Cetaganda by Lois McMaster Bujold
Synopsis from GoodReads:
In this novel Miles Vorkosigan and his cousin Ivan travel to Cetaganda, the long-standing enemy of Barrayar, to represent their Barrayar at the funeral of the mother of the Cetagandan emperor. From the moment they arrive they are swept into a complex and little understood political game between elements of the Cetagandan ruling class.
Yet another short – and unhelpful – summary. At least this one is accurate. I’m not sure whether to blame the site or what sci-fi summaries often used to be.
Moving on from the lack of information in the summary. This return to Miles’s adventures after taking a break to read the second book about Cordelia – the novel I accidentally skipped – was… a bit painful, honestly. Cordelia’s novels – all two of them – remain my favorites of what I’ve read of the Vorkosigan Saga. Part of that is the huge difference in personalities, but I think part of it is also the difference in focus.
Cordelia’s two novels felt very humanistic, with a large degree of sympathy for other people coupled with her very clear intelligence. Miles’s novels, on the other hand, are a lot more space-opera-adventure, and the conclusions often seem to be more due to luck than due to Miles’s very clear intelligence. This isn’t to suggest that Miles isn’t intelligent – he’s very clever, good at piecing things together, and is often one of the cleverest people in the room. The problem is that, despite all of this, his successes come with a lot of luck. Luck that no one pieces things together about him, luck that no one challenges him or stands up to him, etc.

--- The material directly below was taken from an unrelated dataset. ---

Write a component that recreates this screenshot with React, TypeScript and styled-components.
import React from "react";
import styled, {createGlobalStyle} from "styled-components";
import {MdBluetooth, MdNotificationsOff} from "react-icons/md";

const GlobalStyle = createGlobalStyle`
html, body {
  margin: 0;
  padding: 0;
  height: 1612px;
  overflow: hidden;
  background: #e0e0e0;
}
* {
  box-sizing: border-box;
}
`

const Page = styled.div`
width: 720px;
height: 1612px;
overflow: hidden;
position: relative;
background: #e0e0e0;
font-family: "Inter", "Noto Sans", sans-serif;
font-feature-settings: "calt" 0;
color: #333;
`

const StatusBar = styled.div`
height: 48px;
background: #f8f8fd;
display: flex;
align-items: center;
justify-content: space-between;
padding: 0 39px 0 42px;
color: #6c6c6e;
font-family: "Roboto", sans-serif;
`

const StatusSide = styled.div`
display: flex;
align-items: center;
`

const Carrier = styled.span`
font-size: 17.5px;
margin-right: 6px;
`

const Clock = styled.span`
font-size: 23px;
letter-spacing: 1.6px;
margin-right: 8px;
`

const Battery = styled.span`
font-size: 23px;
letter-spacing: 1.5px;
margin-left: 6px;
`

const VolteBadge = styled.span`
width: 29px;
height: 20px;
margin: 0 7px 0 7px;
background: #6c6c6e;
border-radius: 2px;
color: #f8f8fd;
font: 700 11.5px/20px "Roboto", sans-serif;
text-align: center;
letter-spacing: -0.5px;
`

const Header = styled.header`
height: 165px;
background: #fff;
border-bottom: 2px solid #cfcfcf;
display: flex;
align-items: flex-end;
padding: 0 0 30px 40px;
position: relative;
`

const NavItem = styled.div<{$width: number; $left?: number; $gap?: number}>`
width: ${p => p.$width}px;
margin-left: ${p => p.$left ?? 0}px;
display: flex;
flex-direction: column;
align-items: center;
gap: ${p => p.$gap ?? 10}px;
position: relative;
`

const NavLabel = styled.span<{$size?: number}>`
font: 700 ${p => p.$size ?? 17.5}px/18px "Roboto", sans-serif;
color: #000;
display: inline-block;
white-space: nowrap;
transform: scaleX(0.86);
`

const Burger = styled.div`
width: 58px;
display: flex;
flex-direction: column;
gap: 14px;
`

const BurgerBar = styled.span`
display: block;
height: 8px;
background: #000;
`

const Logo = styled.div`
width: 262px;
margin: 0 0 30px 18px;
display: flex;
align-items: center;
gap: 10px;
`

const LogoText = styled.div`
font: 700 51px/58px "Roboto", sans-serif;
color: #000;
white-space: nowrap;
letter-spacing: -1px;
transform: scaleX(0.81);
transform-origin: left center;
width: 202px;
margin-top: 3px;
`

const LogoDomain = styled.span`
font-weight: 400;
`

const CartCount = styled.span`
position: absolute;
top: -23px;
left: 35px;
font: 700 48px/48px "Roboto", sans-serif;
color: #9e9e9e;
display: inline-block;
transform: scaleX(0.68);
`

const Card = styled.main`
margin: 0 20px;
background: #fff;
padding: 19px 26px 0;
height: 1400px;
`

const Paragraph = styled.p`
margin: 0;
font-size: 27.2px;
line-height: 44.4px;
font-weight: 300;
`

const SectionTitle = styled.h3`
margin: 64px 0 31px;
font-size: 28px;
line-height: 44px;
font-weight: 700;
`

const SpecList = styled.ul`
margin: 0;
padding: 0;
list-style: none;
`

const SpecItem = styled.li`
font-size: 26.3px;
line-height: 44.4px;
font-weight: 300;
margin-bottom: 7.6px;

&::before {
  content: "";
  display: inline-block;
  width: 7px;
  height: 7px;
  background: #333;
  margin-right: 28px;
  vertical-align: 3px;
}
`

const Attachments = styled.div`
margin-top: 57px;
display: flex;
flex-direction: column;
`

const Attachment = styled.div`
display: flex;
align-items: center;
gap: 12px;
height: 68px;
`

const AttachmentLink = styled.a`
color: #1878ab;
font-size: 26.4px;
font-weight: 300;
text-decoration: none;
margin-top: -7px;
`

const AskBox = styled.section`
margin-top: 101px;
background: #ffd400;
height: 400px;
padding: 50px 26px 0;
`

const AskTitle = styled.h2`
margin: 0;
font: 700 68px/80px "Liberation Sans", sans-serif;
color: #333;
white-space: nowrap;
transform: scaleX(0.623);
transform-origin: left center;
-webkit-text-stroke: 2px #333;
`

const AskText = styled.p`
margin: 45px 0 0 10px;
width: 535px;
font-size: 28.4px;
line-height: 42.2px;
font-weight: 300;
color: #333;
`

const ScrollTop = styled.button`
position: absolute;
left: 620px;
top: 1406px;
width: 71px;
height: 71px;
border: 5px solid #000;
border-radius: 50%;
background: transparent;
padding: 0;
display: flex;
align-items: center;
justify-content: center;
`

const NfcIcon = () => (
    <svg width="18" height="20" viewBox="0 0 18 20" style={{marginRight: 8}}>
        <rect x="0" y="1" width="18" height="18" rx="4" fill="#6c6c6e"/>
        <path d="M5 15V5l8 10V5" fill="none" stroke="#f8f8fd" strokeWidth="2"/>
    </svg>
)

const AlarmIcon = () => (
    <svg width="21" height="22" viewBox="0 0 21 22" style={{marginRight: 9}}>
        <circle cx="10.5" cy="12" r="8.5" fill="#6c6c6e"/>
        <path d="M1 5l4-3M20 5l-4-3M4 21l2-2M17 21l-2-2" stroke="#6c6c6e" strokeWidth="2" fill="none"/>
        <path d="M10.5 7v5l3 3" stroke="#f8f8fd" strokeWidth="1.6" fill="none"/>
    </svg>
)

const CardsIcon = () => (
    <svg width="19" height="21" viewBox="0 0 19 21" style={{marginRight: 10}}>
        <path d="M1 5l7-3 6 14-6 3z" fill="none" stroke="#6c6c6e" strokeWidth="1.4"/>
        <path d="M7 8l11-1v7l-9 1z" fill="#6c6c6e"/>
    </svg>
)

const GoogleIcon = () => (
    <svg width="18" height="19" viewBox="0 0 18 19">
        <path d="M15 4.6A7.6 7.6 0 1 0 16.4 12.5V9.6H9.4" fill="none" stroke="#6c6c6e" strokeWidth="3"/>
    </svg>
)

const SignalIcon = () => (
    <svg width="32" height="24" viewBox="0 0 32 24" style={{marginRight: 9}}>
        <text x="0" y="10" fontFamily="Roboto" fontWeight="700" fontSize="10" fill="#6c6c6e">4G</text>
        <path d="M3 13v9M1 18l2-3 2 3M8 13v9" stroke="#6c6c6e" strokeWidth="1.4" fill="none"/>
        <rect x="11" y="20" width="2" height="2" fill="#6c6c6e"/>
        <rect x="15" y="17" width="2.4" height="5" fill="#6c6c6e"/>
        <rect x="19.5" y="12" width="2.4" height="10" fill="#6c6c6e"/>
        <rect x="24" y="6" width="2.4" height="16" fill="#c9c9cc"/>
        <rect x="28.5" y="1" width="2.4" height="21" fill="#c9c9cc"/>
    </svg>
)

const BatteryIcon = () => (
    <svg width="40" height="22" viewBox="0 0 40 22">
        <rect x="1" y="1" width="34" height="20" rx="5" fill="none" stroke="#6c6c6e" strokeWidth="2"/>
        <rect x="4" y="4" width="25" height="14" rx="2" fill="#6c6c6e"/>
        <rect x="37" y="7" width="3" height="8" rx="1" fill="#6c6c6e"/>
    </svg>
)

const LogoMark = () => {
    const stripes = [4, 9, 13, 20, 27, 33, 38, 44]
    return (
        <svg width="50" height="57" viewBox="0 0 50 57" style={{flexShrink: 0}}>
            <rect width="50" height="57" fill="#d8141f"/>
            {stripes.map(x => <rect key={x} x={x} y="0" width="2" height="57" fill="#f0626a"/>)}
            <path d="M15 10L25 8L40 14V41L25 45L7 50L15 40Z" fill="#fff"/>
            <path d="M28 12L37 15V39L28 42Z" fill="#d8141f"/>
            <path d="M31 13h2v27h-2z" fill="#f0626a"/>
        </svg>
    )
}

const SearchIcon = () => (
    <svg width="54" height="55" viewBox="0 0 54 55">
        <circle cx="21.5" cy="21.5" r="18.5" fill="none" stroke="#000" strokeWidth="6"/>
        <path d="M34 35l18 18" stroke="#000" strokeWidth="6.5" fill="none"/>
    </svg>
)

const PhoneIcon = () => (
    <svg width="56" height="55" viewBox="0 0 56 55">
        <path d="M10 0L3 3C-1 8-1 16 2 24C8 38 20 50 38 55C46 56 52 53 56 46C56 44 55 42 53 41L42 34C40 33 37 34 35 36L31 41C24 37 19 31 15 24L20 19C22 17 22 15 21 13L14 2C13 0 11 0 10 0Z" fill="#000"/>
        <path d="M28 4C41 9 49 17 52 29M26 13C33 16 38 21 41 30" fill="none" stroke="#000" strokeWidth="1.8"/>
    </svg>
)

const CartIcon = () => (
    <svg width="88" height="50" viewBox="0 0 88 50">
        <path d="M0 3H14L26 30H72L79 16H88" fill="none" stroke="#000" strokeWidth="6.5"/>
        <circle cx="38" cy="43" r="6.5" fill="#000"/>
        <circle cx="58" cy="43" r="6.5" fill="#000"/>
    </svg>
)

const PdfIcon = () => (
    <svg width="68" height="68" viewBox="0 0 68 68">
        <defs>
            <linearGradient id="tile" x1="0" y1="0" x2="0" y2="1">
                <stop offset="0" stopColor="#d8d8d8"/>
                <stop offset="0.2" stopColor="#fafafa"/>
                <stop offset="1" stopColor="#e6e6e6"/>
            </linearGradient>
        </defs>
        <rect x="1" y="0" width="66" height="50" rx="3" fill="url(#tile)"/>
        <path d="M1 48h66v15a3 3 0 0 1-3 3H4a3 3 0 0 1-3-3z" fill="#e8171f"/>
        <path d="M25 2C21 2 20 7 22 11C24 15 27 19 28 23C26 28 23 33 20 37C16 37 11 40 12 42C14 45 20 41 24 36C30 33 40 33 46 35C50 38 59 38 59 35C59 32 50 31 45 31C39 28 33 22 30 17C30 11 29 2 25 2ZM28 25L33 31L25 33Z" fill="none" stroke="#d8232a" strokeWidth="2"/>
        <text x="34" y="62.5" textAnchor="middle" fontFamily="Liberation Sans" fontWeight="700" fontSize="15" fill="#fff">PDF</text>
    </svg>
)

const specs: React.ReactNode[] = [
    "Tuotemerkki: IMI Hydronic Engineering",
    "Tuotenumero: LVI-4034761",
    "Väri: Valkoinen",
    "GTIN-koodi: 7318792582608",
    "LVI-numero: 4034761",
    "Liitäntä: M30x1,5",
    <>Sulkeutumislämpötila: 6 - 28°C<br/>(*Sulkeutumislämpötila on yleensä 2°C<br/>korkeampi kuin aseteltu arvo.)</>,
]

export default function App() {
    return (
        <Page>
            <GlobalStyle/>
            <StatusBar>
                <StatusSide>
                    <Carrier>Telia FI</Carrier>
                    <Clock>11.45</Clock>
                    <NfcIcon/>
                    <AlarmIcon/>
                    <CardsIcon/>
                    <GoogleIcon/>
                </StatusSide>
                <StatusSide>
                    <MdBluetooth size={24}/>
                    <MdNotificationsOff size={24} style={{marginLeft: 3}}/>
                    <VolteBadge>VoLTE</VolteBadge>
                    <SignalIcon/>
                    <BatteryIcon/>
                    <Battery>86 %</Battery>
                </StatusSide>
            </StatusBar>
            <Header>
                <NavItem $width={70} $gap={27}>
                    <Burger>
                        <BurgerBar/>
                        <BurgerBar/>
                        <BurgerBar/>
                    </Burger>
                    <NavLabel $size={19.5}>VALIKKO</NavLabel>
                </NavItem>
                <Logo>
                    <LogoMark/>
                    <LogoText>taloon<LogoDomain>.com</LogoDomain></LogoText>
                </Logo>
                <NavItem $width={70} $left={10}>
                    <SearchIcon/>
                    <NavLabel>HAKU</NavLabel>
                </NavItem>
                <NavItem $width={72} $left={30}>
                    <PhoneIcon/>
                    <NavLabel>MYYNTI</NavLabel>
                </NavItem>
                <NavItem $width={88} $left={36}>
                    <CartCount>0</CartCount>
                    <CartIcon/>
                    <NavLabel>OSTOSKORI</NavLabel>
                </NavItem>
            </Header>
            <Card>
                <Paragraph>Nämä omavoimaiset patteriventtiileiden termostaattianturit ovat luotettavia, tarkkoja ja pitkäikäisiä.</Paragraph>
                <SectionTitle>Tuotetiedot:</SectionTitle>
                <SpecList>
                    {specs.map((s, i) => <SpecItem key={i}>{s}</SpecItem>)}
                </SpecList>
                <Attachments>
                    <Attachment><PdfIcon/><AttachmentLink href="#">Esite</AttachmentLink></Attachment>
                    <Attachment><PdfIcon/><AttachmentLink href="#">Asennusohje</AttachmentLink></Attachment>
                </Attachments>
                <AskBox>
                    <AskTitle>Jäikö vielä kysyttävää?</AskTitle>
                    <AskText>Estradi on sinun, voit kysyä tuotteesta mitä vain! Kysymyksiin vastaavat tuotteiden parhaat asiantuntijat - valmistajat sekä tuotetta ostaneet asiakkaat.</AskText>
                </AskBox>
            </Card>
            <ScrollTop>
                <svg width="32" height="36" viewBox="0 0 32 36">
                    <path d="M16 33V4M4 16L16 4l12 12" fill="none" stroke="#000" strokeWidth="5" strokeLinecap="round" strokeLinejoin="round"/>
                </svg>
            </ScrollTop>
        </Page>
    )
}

Cetaganda doesn’t deviate from that pattern, unfortunately. It does, however, give us quite a bit more information on the star-nation of Cetaganda, long-time enemies of Barrayar, the Vorkosigan’s home-world, and that alone would make it a worthwhile read for me. Where Barrayar is a backwater world, the Cetaganda Empire is comprised of eight core worlds plus assorted ‘protectorates’. They don’t reproduce, ah, biologically, the way Barrayarans do, they practice some serious genetic engineering, and their society is pretty decadent. But there are also some similarities to Barrayar, some of which have lampshades hung on them in the actual novel, which only serve to highlight some of the interesting aspects of Barrayar and Cetaganda’s traditional rivalry.

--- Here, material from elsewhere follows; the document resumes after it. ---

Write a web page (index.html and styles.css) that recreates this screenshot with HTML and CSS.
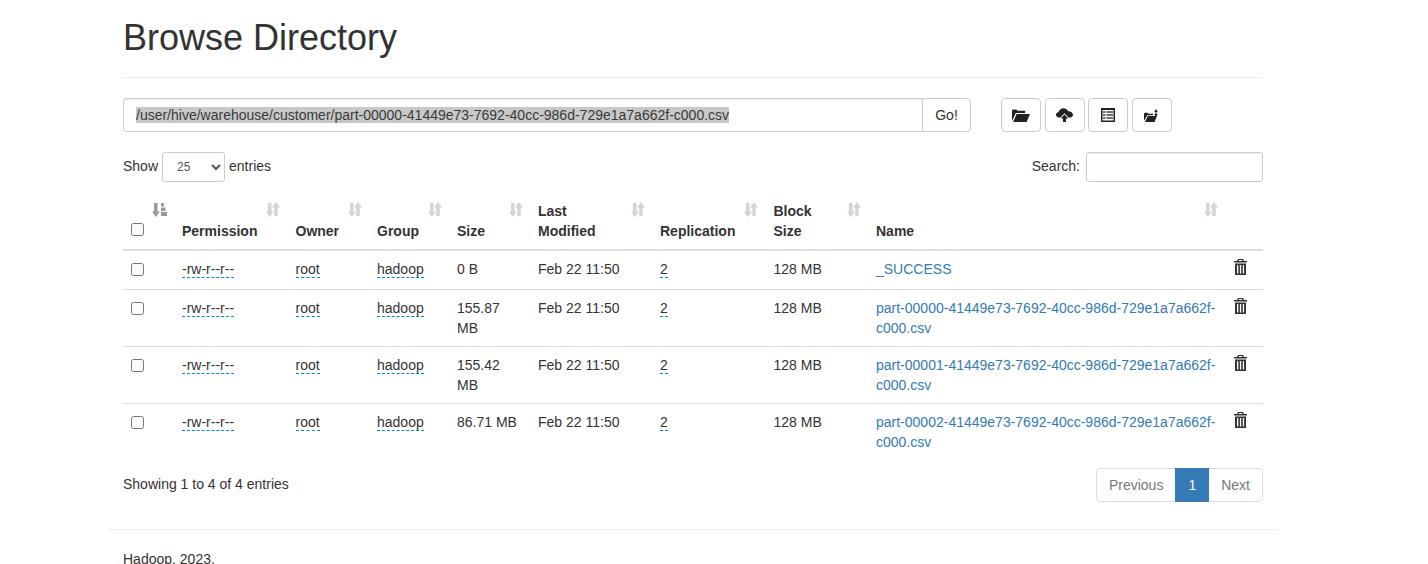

Bujold continues to impress me with her insight into not just how human cultures could evolve post-space travel but with how she builds both strengths and weaknesses into her futuristic cultures. Because we see through Miles’s eyes, we are, of course, led to view Cetaganda rather negatively. In fact, our modern sensibilities arguably only make that very thing easier. But we also saw Barrayaran society a bit negatively thanks to Cordelia’s viewpoint in earlier novels. While we still are shown a flawed society, thanks in large part to Miles’s issues with his home-world’s culture, I would argue that we see it more sympathetically than it was originally presented in Shards of Honor. While I doubt that will happen with Cetaganda, it is still worth noting that Bujold manages to not condemn the entire system, at least not as far as the people living in it are concerned. Miles, of course, is another matter.
And I cannot, unfortunately, review this book without dwelling on Miles. He remains an entertaining protagonist, but not one to whom I am particularly attached. I found Cordelia to be eminently more sympathetic and quite a bit more…to my taste, is probably the best way to put it. Part of that might be gender and part of it is definitely their varying personalities, but part of it might also be the age difference. Miles is 22 in this book. Cordelia was, IIRC, about 30 in the first novel about her, and a few years older than that in the second. So perhaps some of Cordelia’s more grounded responses are due to greater maturity/life experience.
Because I cannot connect to Miles and because too much of his story continues to feel helped along by luck, this novel is only getting a 3 star rating from me. However, Miles showed some promising growth and I look forward to seeing where his adventures take him next.